Hundreds of drones form a light show in Shenzhen, China, in December 2020
Liu Bo—VCG/Getty Images
Schwab is the Founder and Executive Chairman of the World Economic Forum.

It hasn’t always been easy to discern from a Western vantage point, but the rise of China and Asia has been the most important economic development of the past four decades. In 1979, many Chinese people had an average income of less than a dollar a day. Today, Shenzhen, China’s tech capital, has a per capita GDP of almost $30,000. The city is home to tech giants such as Huawei, Tencent and ZTE, and a “maker movement” of tech startups. And many other Chinese cities, including Hangzhou, Shanghai and Beijing’s Zhongguancun (home to TikTok creator ByteDance), made equally impressive progress.

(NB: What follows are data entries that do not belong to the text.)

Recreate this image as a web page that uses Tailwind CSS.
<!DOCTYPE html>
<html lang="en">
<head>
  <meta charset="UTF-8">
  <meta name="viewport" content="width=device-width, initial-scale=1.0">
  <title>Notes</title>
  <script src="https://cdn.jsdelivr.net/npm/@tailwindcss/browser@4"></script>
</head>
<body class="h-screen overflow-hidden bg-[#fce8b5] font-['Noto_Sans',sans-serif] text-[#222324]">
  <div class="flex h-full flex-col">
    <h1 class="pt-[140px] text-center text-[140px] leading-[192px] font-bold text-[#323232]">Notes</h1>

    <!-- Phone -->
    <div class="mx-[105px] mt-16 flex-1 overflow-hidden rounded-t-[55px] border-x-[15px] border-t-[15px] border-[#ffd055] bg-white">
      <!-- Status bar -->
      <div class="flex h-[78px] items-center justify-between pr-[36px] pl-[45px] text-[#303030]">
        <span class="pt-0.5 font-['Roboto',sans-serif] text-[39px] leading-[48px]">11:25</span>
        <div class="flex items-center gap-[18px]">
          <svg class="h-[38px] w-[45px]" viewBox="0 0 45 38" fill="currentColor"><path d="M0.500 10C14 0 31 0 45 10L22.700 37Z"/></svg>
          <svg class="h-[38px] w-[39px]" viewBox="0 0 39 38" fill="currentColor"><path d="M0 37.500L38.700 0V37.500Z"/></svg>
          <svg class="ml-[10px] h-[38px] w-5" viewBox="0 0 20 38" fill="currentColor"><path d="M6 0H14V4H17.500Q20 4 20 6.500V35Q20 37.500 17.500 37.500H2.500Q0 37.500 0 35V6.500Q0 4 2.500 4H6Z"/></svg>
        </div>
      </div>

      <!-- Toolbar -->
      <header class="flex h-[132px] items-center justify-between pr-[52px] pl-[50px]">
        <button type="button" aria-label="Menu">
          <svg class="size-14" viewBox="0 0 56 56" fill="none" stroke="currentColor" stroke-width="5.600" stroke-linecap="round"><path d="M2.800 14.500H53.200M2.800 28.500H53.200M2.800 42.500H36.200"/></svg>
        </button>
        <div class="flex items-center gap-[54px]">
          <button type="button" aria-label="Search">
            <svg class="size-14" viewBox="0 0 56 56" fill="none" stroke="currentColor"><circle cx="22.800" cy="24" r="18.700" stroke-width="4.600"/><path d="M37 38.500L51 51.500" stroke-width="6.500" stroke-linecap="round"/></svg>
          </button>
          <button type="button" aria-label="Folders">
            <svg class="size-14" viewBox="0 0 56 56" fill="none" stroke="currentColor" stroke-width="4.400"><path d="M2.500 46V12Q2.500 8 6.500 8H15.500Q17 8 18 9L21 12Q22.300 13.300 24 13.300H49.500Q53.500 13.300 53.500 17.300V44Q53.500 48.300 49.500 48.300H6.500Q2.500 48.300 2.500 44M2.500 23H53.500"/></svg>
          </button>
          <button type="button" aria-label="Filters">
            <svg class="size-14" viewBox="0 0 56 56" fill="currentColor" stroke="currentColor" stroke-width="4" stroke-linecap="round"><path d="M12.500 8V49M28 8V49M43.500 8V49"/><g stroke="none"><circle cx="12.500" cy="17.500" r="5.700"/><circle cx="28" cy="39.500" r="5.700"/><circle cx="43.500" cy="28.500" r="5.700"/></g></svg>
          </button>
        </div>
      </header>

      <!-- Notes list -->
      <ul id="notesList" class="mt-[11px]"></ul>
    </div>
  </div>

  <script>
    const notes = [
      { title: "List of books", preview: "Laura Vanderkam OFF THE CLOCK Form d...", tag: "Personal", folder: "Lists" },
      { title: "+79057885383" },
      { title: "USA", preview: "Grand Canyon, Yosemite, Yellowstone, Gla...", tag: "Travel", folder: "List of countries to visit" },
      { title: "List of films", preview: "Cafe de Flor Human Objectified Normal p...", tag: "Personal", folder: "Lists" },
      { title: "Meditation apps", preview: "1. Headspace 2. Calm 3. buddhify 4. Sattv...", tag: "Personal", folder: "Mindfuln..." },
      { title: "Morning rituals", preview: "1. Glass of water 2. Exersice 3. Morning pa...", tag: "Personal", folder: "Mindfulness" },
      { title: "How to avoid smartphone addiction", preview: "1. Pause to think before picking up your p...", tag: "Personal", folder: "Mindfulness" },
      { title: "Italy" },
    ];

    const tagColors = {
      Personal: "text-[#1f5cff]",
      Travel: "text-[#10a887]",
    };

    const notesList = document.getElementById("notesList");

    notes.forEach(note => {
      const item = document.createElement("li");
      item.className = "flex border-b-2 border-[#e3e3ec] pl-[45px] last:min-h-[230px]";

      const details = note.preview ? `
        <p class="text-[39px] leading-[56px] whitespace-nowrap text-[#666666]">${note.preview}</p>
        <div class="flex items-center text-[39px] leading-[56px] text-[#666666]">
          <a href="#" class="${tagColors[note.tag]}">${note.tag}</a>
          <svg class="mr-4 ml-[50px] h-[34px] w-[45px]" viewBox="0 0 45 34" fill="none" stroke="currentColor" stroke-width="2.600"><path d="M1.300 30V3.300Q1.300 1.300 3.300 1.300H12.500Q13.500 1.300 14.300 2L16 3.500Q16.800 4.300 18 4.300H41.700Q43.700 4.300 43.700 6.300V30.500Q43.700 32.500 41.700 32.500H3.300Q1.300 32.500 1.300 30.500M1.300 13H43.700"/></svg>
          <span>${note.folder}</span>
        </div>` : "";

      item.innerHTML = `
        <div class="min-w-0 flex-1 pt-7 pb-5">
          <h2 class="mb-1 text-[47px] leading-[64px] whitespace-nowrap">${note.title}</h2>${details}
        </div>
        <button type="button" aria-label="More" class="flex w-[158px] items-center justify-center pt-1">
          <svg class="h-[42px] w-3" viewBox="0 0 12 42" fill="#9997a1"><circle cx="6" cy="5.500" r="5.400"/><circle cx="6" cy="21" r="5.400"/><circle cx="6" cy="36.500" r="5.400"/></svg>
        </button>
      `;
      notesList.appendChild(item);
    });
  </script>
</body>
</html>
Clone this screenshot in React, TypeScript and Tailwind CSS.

When I visited the country for the first time in April 1979, it was still reeling from two centuries of turmoil. But China’s new leader, Deng Xiao-ping, had already begun pursuing an experimental set of policies, borrowed from Singapore, called “Reform and Opening-Up.” In its early days, it consisted of creating “Special Economic Zones.” In cities such as Shenzhen and Fuzhou, foreign direct investment was welcomed, and many features of a market economy were introduced. The economic development it spurred was then used as a flying wheel to create further growth and learning down the road.

It turned out to be a runaway economic success. China’s growth soared, and by the early 2000s it entered the World Trade Organization. Around the same time, it started to gain a technological edge in various manufacturing industries, including electronic hardware, appliances and textiles. And, little by little, it began exporting its own growth model to other emerging economies in the region. As a result, just as growth in the West slowed, it sky-rocketed in Asia. By its own calculation, China has lifted 740 million of its own citizens out of poverty. It averaged double-digit growth for over three decades. And it helped many other emerging markets achieve higher growth rates too.

As a result, the “Asian Century” has already begun, according to some measures: 2020 was the first time in two centuries that Asian GDP, as a share of world GDP at purchasing-power parity, was higher than that of the rest of the world. The historical importance of this evolution cannot be underestimated. The last time Asia dominated the world economy was in the early 19th century, as the First Industrial Revolution got under way. Today, at the dawn of the Fourth Industrial Revolution, Asia is reconnecting with the dominant position it held for millennia.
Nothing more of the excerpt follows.